= What the exercise asks =
Give a count of the lines below that have the string "React" in them, with no other words.

= Supplied information =
__________

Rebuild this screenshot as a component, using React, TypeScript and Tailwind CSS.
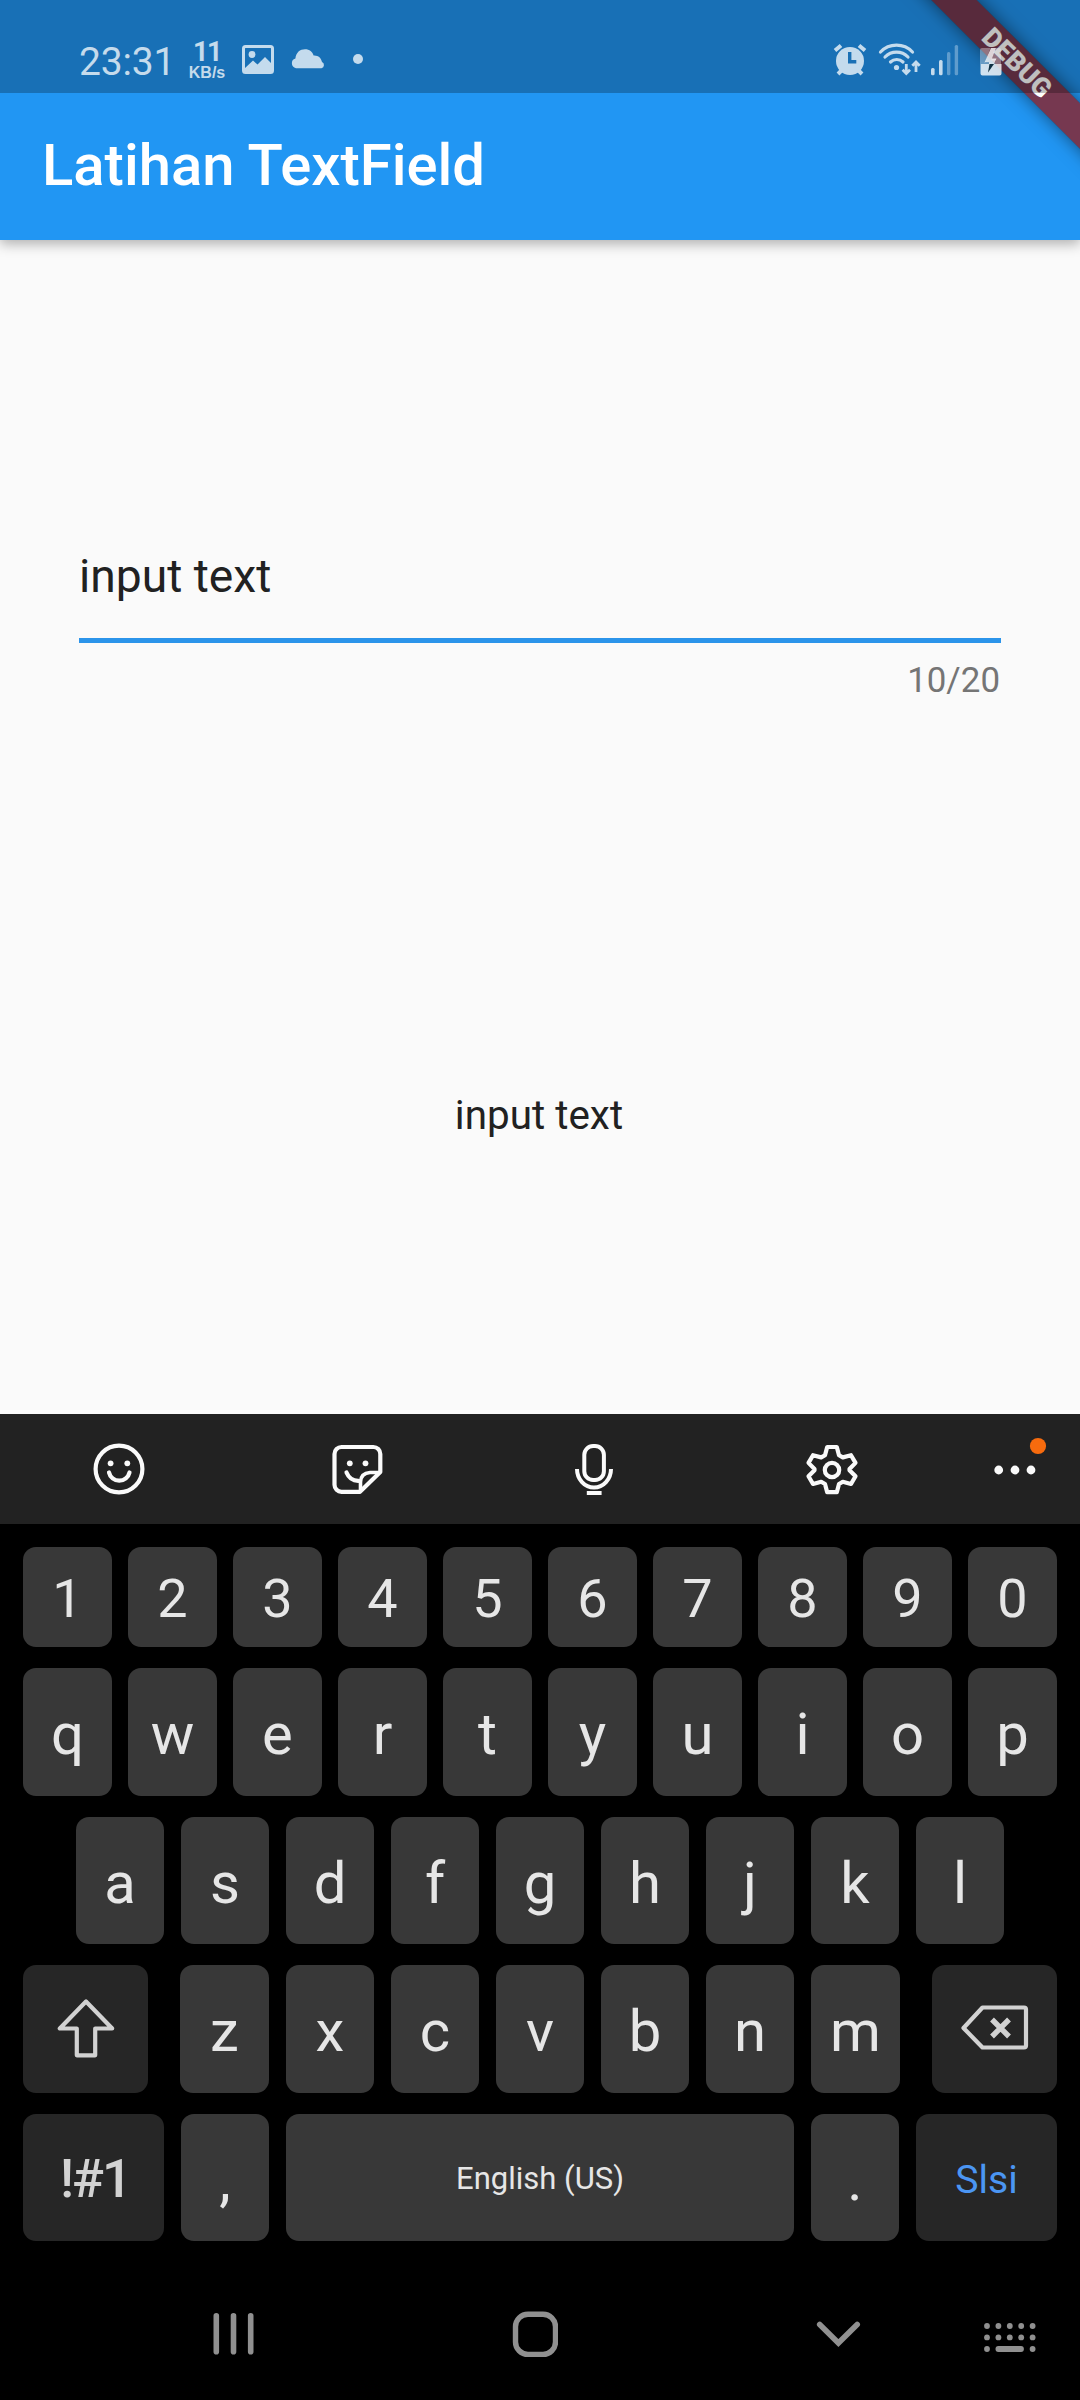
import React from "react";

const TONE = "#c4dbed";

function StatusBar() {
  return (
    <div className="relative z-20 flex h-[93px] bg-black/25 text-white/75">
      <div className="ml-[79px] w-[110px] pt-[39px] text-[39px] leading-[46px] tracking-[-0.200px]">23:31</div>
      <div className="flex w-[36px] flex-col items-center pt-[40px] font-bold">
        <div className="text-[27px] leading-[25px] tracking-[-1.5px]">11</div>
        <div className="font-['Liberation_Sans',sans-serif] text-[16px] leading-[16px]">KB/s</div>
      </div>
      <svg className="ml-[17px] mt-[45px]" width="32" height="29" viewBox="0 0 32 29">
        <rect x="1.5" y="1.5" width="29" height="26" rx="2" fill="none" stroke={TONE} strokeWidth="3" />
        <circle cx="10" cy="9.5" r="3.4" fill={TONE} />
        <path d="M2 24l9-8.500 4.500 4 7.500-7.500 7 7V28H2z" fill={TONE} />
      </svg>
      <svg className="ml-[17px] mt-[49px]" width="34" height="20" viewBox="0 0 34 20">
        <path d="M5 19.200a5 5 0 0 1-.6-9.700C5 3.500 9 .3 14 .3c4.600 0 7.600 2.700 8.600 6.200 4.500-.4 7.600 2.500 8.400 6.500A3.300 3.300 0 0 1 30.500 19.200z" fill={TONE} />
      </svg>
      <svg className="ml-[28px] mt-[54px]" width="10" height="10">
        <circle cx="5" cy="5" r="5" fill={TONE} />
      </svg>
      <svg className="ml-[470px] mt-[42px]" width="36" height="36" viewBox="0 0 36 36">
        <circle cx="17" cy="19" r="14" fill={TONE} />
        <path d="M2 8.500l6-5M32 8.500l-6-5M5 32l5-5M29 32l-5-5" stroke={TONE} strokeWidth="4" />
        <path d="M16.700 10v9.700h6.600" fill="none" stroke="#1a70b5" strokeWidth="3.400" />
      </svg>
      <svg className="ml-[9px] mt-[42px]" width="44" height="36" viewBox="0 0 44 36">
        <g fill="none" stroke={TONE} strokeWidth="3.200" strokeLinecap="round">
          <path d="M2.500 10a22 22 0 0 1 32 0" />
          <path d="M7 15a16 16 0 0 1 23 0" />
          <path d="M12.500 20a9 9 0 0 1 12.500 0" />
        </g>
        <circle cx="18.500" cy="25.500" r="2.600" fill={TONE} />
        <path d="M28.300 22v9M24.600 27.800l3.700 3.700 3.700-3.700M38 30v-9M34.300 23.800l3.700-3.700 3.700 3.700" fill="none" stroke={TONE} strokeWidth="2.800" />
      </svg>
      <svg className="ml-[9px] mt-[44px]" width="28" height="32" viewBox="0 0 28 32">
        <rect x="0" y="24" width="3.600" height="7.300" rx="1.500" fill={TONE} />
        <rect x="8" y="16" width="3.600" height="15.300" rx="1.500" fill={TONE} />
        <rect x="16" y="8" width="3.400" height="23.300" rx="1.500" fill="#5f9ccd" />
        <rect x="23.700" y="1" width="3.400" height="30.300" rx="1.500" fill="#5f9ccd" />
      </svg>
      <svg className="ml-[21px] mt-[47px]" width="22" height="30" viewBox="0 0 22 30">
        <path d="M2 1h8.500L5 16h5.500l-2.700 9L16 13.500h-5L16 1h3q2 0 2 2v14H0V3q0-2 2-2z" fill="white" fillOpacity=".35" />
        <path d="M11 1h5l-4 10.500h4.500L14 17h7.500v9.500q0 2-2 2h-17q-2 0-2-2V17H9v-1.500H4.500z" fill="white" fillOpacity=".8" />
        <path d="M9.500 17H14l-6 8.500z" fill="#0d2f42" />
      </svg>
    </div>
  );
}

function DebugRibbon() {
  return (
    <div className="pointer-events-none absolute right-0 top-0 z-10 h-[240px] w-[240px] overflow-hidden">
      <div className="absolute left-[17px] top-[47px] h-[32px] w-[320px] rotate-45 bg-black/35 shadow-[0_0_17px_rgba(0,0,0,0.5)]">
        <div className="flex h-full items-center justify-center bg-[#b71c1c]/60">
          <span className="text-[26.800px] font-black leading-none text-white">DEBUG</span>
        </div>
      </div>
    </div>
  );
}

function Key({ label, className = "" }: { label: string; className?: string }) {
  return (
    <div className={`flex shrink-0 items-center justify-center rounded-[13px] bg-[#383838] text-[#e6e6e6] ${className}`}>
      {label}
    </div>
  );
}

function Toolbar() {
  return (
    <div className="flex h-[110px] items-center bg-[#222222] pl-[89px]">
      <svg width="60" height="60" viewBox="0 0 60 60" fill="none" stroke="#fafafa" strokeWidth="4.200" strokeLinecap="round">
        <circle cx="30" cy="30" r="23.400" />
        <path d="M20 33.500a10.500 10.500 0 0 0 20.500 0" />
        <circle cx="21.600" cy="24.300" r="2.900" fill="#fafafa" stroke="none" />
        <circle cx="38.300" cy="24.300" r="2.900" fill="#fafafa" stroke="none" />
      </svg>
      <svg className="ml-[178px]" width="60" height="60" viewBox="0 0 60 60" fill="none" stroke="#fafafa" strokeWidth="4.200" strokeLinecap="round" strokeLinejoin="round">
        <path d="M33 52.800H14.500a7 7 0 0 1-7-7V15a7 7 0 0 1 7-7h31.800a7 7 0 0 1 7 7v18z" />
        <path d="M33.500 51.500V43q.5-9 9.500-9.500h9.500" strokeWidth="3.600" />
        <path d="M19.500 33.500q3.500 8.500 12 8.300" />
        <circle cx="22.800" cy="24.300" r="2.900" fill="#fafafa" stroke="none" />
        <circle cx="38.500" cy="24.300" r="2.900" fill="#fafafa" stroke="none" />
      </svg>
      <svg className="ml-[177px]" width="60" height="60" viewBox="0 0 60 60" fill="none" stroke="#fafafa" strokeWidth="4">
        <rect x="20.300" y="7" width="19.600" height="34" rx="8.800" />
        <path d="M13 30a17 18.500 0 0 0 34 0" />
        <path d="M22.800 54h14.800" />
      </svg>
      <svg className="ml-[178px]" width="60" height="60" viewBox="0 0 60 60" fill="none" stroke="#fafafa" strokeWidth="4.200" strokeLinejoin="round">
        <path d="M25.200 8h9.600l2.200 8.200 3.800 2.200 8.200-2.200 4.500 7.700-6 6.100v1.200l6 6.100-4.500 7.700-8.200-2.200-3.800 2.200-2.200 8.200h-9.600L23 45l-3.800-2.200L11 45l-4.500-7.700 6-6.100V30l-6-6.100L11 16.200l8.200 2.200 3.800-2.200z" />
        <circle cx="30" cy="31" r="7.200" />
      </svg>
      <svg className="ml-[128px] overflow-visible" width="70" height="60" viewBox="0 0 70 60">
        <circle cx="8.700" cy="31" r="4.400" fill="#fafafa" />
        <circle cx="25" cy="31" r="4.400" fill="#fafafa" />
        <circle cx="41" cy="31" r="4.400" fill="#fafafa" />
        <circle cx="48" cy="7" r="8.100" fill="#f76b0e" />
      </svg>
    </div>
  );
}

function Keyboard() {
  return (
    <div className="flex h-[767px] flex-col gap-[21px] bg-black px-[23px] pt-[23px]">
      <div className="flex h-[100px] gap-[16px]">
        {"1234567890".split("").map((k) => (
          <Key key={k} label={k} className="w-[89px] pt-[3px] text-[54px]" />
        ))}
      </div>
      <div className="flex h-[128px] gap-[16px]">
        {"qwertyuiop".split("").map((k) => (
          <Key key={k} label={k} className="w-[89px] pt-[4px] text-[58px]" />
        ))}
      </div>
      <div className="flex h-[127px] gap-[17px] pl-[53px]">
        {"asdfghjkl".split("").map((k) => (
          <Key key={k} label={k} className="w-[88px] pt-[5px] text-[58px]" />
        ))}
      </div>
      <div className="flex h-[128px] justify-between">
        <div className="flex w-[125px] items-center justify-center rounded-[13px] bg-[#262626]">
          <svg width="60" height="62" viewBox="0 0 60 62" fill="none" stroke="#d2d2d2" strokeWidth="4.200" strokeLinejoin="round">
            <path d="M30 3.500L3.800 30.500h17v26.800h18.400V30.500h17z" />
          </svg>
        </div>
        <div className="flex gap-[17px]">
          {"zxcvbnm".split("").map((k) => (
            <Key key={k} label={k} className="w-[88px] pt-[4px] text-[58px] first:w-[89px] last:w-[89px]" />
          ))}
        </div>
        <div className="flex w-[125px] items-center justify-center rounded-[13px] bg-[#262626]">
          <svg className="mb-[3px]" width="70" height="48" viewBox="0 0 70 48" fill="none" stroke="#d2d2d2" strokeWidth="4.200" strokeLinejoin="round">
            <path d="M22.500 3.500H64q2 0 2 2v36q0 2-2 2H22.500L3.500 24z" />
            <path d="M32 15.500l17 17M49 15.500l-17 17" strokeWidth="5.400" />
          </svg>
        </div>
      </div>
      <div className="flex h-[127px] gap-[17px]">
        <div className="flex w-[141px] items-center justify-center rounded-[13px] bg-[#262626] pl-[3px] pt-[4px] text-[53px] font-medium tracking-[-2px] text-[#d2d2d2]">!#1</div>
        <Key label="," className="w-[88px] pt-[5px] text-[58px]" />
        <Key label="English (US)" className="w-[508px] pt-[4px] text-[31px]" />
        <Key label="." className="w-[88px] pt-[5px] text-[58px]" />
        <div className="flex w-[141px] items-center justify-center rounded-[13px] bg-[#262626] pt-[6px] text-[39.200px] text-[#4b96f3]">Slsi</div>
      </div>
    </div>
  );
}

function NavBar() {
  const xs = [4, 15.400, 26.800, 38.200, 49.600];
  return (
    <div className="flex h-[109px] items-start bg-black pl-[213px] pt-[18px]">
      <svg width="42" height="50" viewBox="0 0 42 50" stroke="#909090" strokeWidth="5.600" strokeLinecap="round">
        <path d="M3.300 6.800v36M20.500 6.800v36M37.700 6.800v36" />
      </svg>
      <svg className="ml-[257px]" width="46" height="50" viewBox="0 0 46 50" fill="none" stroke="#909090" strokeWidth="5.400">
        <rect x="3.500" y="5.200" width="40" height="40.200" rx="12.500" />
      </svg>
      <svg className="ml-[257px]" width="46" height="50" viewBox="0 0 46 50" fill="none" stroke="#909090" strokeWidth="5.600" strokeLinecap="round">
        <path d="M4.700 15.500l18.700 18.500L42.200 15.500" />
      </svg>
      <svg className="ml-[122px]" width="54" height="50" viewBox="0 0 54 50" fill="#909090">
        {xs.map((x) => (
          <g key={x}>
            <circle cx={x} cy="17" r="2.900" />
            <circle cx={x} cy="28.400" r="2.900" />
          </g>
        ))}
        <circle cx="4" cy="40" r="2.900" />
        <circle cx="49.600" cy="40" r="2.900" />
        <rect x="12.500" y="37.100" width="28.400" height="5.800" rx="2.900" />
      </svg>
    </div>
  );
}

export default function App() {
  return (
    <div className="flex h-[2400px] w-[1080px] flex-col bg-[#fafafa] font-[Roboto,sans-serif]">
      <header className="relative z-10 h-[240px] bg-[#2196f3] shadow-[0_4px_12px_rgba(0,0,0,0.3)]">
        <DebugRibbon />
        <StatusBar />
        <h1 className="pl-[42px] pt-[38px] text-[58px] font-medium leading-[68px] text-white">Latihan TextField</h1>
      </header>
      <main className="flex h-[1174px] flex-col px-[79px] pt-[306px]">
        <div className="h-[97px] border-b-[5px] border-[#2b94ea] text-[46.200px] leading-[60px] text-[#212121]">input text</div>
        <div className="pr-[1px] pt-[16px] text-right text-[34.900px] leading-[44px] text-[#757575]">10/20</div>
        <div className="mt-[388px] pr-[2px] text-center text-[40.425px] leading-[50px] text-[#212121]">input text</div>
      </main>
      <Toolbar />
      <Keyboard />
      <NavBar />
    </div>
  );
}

__________

= Answer to this problem =
2